The problem is further exacerbated by the fact that hash functions play a critical role in digital signatures, and digital signatures must be strong for years. For instance, many certificate authorities have used SHA-1 in their root certificates, and some of these certificates are valid for decades. If one of these roots is compromised, then every digital certificate signed by one of these roots is compromised.

SHA-1 is the current standard hash function in just about every crypto protocol in widespread use. Coming on the heels of the MD5 attack of last year, this leaves us with no widely deployed hash function that hasn't been proven weak. MD2, MD4, MD5, SHA-0, HAVAL, and RIPEMD-160 all suffer from flaws. SHA-1's successors, SHA-256, SHA-384, and SHA-512 have no major attacks on them, but neither have they been widely deployed nor have they been as scrutinized as the other hash functions.

So how does this relate to Wi-Fi security like WPA Enterprise? Hash functions are used in several places in the protocol:

• At the RADIUS level, the response authenticator, which proves that the RADIUS packet has not been tampered with, uses MD5. However, the Message-Authenticator attribute, which performs the same function for EAP-based RADIUS authentication (like that in WPA Enterprise), uses HMAC-MD5, a keyed hash function that is not currently vulnerable to attack.
• TLS records are hashed using HMAC-SHA1, which, according to the Schneier article, is not vulnerable.
• TLS session keys are derived using a combination of HMAC-SHA1 and HMAC-MD5, so again, not vulnerable.
• Servers are authenticated using digital certificates that incorporate a hash function in their digital signature.
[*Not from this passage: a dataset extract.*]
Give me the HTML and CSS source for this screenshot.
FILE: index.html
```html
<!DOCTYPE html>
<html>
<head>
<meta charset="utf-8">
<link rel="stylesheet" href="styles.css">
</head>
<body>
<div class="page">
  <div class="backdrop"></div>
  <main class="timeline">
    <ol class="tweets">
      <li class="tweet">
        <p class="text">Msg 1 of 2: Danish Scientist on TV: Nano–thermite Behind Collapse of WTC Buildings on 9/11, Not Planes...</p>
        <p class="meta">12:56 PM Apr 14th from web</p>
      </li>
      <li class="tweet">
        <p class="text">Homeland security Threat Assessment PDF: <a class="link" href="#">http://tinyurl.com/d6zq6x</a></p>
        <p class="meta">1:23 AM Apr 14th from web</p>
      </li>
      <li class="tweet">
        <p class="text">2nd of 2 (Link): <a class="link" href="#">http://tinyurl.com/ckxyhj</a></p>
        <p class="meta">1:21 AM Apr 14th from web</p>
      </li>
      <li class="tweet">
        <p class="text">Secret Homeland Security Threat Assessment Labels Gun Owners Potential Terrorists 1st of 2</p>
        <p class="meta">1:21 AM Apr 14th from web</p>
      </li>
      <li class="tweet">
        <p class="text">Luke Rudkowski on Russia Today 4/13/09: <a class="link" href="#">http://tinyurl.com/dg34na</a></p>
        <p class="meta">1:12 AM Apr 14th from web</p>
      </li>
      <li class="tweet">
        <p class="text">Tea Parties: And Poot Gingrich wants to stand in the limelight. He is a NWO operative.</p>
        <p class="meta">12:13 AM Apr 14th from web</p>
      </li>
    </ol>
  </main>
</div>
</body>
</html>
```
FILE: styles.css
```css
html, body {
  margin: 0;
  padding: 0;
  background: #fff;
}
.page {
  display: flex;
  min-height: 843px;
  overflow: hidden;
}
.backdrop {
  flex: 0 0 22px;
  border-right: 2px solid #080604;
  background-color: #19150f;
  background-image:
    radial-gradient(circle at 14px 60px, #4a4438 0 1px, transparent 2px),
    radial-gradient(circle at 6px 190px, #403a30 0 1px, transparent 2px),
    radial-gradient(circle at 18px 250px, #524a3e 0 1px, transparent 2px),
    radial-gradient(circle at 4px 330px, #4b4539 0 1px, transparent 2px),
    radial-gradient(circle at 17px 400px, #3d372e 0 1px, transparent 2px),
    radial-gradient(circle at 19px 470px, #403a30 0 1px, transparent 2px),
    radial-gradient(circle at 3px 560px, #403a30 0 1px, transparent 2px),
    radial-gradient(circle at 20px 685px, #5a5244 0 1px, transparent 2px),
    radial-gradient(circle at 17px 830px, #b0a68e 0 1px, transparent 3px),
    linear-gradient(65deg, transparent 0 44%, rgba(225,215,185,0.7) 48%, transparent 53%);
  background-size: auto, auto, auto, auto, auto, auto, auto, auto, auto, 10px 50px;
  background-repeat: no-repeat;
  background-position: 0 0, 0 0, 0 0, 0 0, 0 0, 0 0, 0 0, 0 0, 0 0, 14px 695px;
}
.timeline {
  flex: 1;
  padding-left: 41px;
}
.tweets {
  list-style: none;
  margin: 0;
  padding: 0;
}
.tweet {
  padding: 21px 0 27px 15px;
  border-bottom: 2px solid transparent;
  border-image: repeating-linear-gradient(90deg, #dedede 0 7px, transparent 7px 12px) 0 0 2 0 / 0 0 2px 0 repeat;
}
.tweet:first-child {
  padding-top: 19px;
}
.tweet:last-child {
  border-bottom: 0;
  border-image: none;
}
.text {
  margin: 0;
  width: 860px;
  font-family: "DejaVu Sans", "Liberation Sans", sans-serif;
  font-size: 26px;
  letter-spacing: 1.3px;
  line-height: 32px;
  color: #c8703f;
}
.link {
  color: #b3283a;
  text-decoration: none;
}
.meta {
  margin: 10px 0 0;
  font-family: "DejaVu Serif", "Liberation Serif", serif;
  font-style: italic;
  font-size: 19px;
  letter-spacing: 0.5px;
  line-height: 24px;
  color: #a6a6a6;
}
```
This is the primary vulnerability with regards to Wi-Fi security.
• For EAP-TLS, where clients authenticate themselves using a digital certificate, their certificate is vulnerable in the same manner as the server's. During the TLS handshake the client proves that it hold the private key associated with its certificate by signing SHA-1 and MD5 hashes of the TLS handshake messages. This is not a concern for the immediate future, as it would require both hashes to be breakable in real time.
• Finally, the password protocols use hash functions: CHAP and EAP-MD5-Challenge use MD5, while MS-CHAP-V2 uses MD4. These are encrypted inside the TLS channel, greatly diminishing their vulnerability to attack.

Right now, there is precious little detail about the nature of the new SHA-1 attack, but you can expect to start seeing major changes in crypto protocols in the near future in response to it. After the MD5 attack was published last year, those of us in the crypto community took a lot of comfort in knowing that MD5 was already being phased out and that SHA-1 was a viable replacement. With this new attack, there is no immediate replacement, and crypto products are going to require re-engineering.